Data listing
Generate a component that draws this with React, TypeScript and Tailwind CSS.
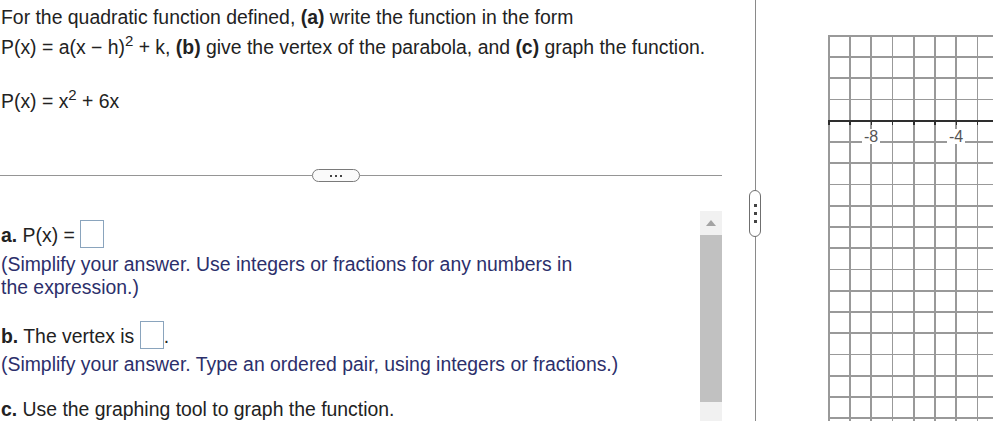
import React from "react";

const F = { fontFamily: '"Liberation Sans", Arial, sans-serif' };

function Grid() {
  const u = 21.25;
  const w = 170;
  const h = 390;
  const axisY = 85;
  const vx: number[] = [];
  for (let i = 0; i * u <= w; i++) vx.push(i * u);
  const hy: number[] = [];
  for (let k = -4; axisY + k * u <= h; k++) hy.push(axisY + k * u);
  return (
    <svg width={w} height={h} className="block" shapeRendering="crispEdges">
      {vx.map((x) => (
        <line key={"v" + x} x1={x + 0.75} y1={0} x2={x + 0.75} y2={h} stroke="#999" strokeWidth={1.6} />
      ))}
      {hy.map((y) => (
        <line key={"h" + y} x1={0} y1={y + 0.75} x2={w} y2={y + 0.75} stroke="#999" strokeWidth={1.6} />
      ))}
      <line x1={0} y1={axisY + 0.75} x2={w} y2={axisY + 0.75} stroke="#2e2e2e" strokeWidth={2} />
      {vx.map((x) => (
        <line key={"t" + x} x1={x + 0.75} y1={axisY} x2={x + 0.75} y2={axisY + 5} stroke="#2e2e2e" strokeWidth={1.5} />
      ))}
      <rect x={34} y={94} width={18} height={15} fill="white" />
      <rect x={119} y={94} width={18} height={15} fill="white" />
      <text x={43} y={107} textAnchor="middle" fontSize={16} fill="#555" style={F}>-8</text>
      <text x={128} y={107} textAnchor="middle" fontSize={16} fill="#555" style={F}>-4</text>
    </svg>
  );
}

function Box() {
  return <span className="inline-block w-[24px] h-[28px] border border-[#8aa4bd] bg-white align-middle" />;
}

export default function App() {
  return (
    <div className="w-[993px] h-[421px] overflow-hidden bg-white flex text-[19.4px] text-[#222]" style={F}>
      {/* left panel */}
      <div className="w-[722px] shrink-0 flex flex-col">
        <div className="mt-[2px] leading-[30px] pl-[1px]">
          <div>
            For the quadratic function defined, <b>(a)</b> write the function in the form
          </div>
          <div>
            P(x) = a(x − h)<sup className="text-[15px] top-[-8px]">2</sup> + k, <b>(b)</b> give the vertex of the parabola, and <b>(c)</b> graph the function.
          </div>
        </div>
        <div className="mt-[24px] leading-[30px] pl-[1px]">
          P(x) = x<sup className="text-[15px] top-[-8px]">2</sup> + 6x
        </div>
        <div className="mt-[53px] h-[13px] flex items-center">
          <div className="w-[312px] h-px bg-[#959595]" />
          <div className="w-[48px] h-[13px] rounded-full border border-[#7a7a7a] bg-[#fafafa] flex items-center justify-center gap-[3px]">
            <span className="w-[2px] h-[2px] bg-[#444]" />
            <span className="w-[2px] h-[2px] bg-[#444]" />
            <span className="w-[2px] h-[2px] bg-[#444]" />
          </div>
          <div className="flex-1 h-px bg-[#959595]" />
        </div>
        <div className="flex flex-1">
          <div className="w-[700px] pl-[1px]">
            <div className="mt-[38px] h-[28px] flex items-center">
              <span className="mt-[3px]"><b>a.</b> P(x) =&nbsp;</span>
              <Box />
            </div>
            <div className="mt-[5px] leading-[23px] text-[#2c2f6b]">
              (Simplify your answer. Use integers or fractions for any numbers in
              <br />
              the expression.)
            </div>
            <div className="mt-[22px] h-[28px] flex items-center">
              <span className="mt-[3px]"><b>b.</b> The vertex is&nbsp;</span>
              <Box />
              <span className="mt-[3px]">.</span>
            </div>
            <div className="mt-[4px] leading-[23px] text-[#2c2f6b]">
              (Simplify your answer. Type an ordered pair, using integers or fractions.)
            </div>
            <div className="mt-[22px] leading-[23px]">
              <b>c.</b> Use the graphing tool to graph the function.
            </div>
          </div>
          <div className="w-[22px] mt-[29px] bg-[#f1f1f1] flex flex-col">
            <div className="h-[24px] flex items-center justify-center">
              <svg width="10" height="6" viewBox="0 0 10 6"><polygon points="0,6 5,0 10,6" fill="#a3a3a3" /></svg>
            </div>
            <div className="h-[167px] bg-[#c1c1c1]" />
          </div>
        </div>
      </div>
      {/* divider */}
      <div className="ml-[27px] w-[12px] shrink-0 relative flex justify-center">
        <div className="w-px h-full bg-[#8a8a8a]" />
        <div className="absolute top-[190px] left-0 w-[12px] h-[47px] rounded-full border border-[#6f6f6f] bg-white flex flex-col items-center justify-center gap-[5px]">
          <span className="w-[3px] h-[3px] bg-[#444]" />
          <span className="w-[3px] h-[3px] bg-[#444]" />
          <span className="w-[3px] h-[3px] bg-[#444]" />
        </div>
      </div>
      {/* graph */}
      <div className="pl-[67px] pt-[35px] overflow-hidden">
        <Grid />
      </div>
    </div>
  );
}
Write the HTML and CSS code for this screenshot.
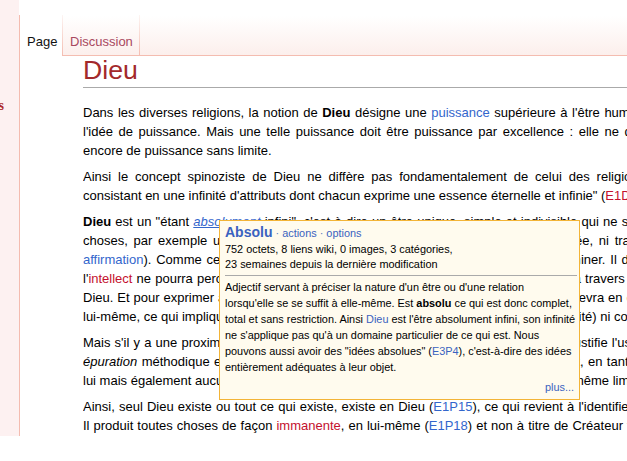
FILE: index.html
```html
<!DOCTYPE html>
<html lang="fr">
<head>
    <meta charset="utf-8">
    <link rel="stylesheet" href="styles.css">
</head>
<body>
    <div class="page">
        <div class="side">
            <div class="navlink">Notions</div>
        </div>
        <div class="main">
            <div class="tabs">
                <span class="tab sel">Page</span>
                <span class="tab talk">Discussion</span>
                <span class="tab-fill"></span>
            </div>
            <div class="content">
                <h1 class="title">Dieu</h1>

                <p class="txt">
                    <span class="ln">Dans les diverses religions, la notion de <b>Dieu</b> désigne une <a class="lk">puissance</a> supérieure à l'être humain, créatrice et unique de</span>
                    <span class="ln">l'idée de puissance. Mais une telle puissance doit être puissance par excellence : elle ne doit pas être limitée par le</span>
                    <span class="ln end">encore de puissance sans limite.</span>
                </p>

                <p class="txt">
                    <span class="ln">Ainsi le concept spinoziste de Dieu ne diffère pas fondamentalement de celui des religions : "Par Dieu, j'entends</span>
                    <span class="ln end">consistant en une infinité d'attributs dont chacun exprime une essence éternelle et infinie" (<a class="new">E1D6</a>).</span>
                </p>

                <p class="txt">
                    <span class="ln"><b>Dieu</b> est un "étant <a class="lk hov">absolument</a> infini", c'est-à-dire un être unique, simple et indivisible qui ne se confond avec aucune de</span>
                    <span class="ln">choses, par exemple une substance finie ou une simple partie de la Nature naturée, ni transcendante au monde ou</span>
                    <span class="ln"><a class="lk">affirmation</a>). Comme cet être infini est cause de soi, rien ne saurait jamais le déterminer. Il doit être conçu par soi seul</span>
                    <span class="ln">l'<a class="new">intellect</a> ne pourra percevoir de Dieu que ses attributs, c'est-à-dire ce qu'il en saisit à travers ses propres notions et ses</span>
                    <span class="ln">Dieu. Et pour exprimer adéquatement toute l'essence infinie de Dieu, l'entendement devra en donner une idée adéquate,</span>
                    <span class="ln end">lui-même, ce qui implique qu'il ne peut pas avoir la moindre durée bornée (il est l'éternité) ni commencement ni fin.</span>
                </p>

                <p class="txt">
                    <span class="ln">Mais s'il y a une proximité entre le Dieu de Spinoza et celui de la théologie, rien ne justifie l'usage d'une même notion et</span>
                    <span class="ln"><i>épuration</i> méthodique est donc absolument nécessaire pour le penser adéquatement, en tant que substance infinie non</span>
                    <span class="ln end">lui mais également aucun caractère humain, aucune volonté, ni aucun entendement, même limitée.</span>
                </p>

                <p class="txt">
                    <span class="ln">Ainsi, seul Dieu existe ou tout ce qui existe, existe en Dieu (<a class="lk">E1P15</a>), ce qui revient à l'identifier à la Nature naturante, ou</span>
                    <span class="ln">Il produit toutes choses de façon <a class="new">immanente</a>, en lui-même (<a class="lk">E1P18</a>) et non à titre de Créateur transcendant et extérieur à</span>
                </p>

                <div class="popup">
                    <div class="pop-title"><a class="pop-name">Absolu</a> · <a class="plk">actions</a> · <a class="plk">options</a></div>
                    <div class="pop-meta">752 octets, 8 liens wiki, 0 images, 3 catégories,<br>23 semaines depuis la dernière modification</div>
                    <div class="pop-rule"></div>
                    <div class="pop-text">Adjectif servant à préciser la nature d'un être ou d'une relation<br>lorsqu'elle se se suffit à elle-même. Est <b>absolu</b> ce qui est donc complet,<br>total et sans restriction. Ainsi <a class="plk">Dieu</a> est l'être absolument infini, son infinité<br>ne s'applique pas qu'à un domaine particulier de ce qui est. Nous<br>pouvons aussi avoir des "idées absolues" (<a class="plk">E3P4</a>), c'est-à-dire des idées<br>entièrement adéquates à leur objet.</div>
                    <div class="pop-more"><a class="plk">plus...</a></div>
                </div>
            </div>
        </div>
    </div>
</body>
</html>
```

FILE: styles.css
```css
body {
    margin: 0; background: #fff; overflow: hidden;
    font-family: "Liberation Sans", Arial, sans-serif; color: #000;
}
.page { display: flex; width: 1000px; height: 436px; overflow: hidden }
.side { width: 19px; flex: none; background: #fdf1f1; overflow: hidden }
.navlink {
    width: 4px; margin-top: 98px; direction: rtl; white-space: nowrap;
    font: bold 14px "Liberation Serif", serif; color: #ad2a2a;
}
.main { flex: 1; display: flex; flex-direction: column }

/* tabs */
.tabs {
    display: flex; align-items: flex-end; height: 56px; flex: none;
    background: linear-gradient(#fff 16px, #fcefec 55px);
}
.tab {
    height: 41px; box-sizing: border-box; padding: 18px 6px 0;
    font-size: 13px; line-height: 17px; white-space: nowrap;
}
.tab.sel { background: #fff; border-left: 1px solid #f4bcb0; width: 43px; padding-left: 7px; color: #111 }
.tab.talk {
    width: 78px; padding-left: 7px; color: #a84860;
    border: 1px solid #f4bcb0; border-top: 0;
    border-image: linear-gradient(#fdf6f4, #f4bcb0) 1;
}
.tab-fill { flex: 1; border-bottom: 1px solid #f4bcb0 }

/* page body */
.content {
    flex: 1; position: relative; background: #fff;
    border-left: 1px solid #f4bcb0; padding-left: 63px;
}
.title {
    margin: 0 0 15px; padding: 1.4px 0 2.9px; border-bottom: 1px solid #aaa;
    font-size: 26.7px; line-height: 26.7px; font-weight: normal; color: #a3292b;
}
.txt { width: 700px; margin: 0 0 6.7px; font-size: 13px; line-height: 19.1px }
.ln {
    display: block; height: 19.1px; overflow: hidden;
    text-align: justify; text-align-last: justify;
}
.ln.end { text-align-last: left }
.lk { color: #3366cc }
.new { color: #c4102e }
.hov { font-style: italic; text-decoration: underline }

/* hover popup */
.popup {
    position: absolute; left: 199px; top: 164px; width: 349px;
    padding: 3px 5px 4px; border: 1px solid #f3b437; background: #fffbee;
    font-size: 10.9px; color: #000;
}
.pop-title { line-height: 17px; color: #5577bb }
.pop-name { font-size: 14px; font-weight: bold; color: #3a62c0 }
.plk { color: #3a62c0 }
.pop-meta { line-height: 15px }
.pop-rule { height: 1px; background: #aaa; margin: 3px -3px 3px 0 }
.pop-text { line-height: 16px; white-space: nowrap }
.pop-more { text-align: right; margin-top: 4px; line-height: 16px }
```
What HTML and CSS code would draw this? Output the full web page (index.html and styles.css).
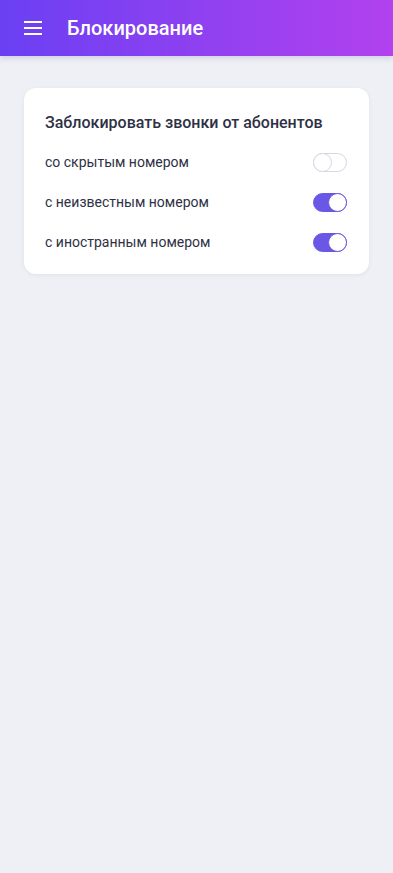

What is expected
Find the lines above that include the string "full" and copy them.

Finished task
          <div className="w-[48px] h-[13px] rounded-full border border-[#7a7a7a] bg-[#fafafa] flex items-center justify-center gap-[3px]">
        <div className="w-px h-full bg-[#8a8a8a]" />
        <div className="absolute top-[190px] left-0 w-[12px] h-[47px] rounded-full border border-[#6f6f6f] bg-white flex flex-col items-center justify-center gap-[5px]">
What HTML and CSS code would draw this? Output the full web page (index.html and styles.css).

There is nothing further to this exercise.